Good things often come in threes, and the Standard Model of particle physics is no exception. It organizes elementary particles into three “generations.” Take quarks, for example. The first generation includes the “up” and “down” quarks, which form the building blocks of atomic nuclei. Beyond these, two additional pairs exist: “charm” and “strange” quarks, as well as “top” and “bottom” quarks. Together, these six varieties are called the six quark flavors.
The Standard Model predicts that quark flavors can transmute into one another in a process called quark mixing. However, it doesn’t specify how frequently these transformations occur. Intriguingly, recent analyses reveal a discrepancy: the probabilities of all possible quark mixings don’t add up to 100%. What could this mean? Is it a sign of physics beyond the Standard Model?

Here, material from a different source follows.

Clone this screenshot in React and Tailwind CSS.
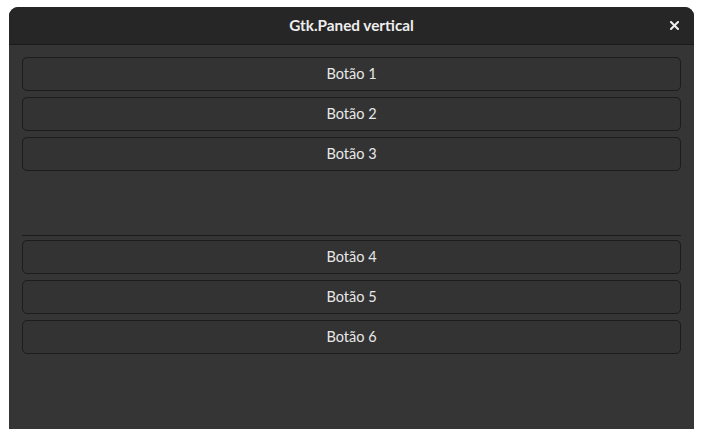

To answer this question, UvA-IoP physicist Jordy de Vries and colleagues from Los Alamos, Seattle, and Bern have developed a new framework and performed associated calculations to very precisely determine the amount of mixing between up and down quarks, for which the effect is strongest.
The work was recently published jointly in Physical Review Letters and as an Editor’s Suggestion in Physical Review C.
As input for the calculations, the physicists use precise measurements of radioactive decay processes known as nuclear beta decays. The most accurate determination of the up-down quark mixing comes from so-called superallowed beta decays, occurring across the chart of nuclear isotopes. “Superallowed” means that the involved nuclei have no spin and are therefore easier to describe theoretically.
Nevertheless, the calculation of the amount of mixing from the extremely precise data suffers from a theoretical uncertainty due to the subtle dance between the three fundamental forces of nature that are involved in the process: the strong nuclear force, the electromagnetic interaction, and the weak process that causes the radioactive decay.
The new framework was designed to track this interplay and tame the theoretical uncertainty. It led the physicists to uncover effects involving the weak interactions between the constituents of the nuclei that had not been considered before. These effects currently dominate the uncertainty in the computations.
In the near future, building on this work and on advanced many-body nuclear calculations, the uncertainties will be brought under control, thus opening the way to uncover possible footprints of new physics in nuclear processes.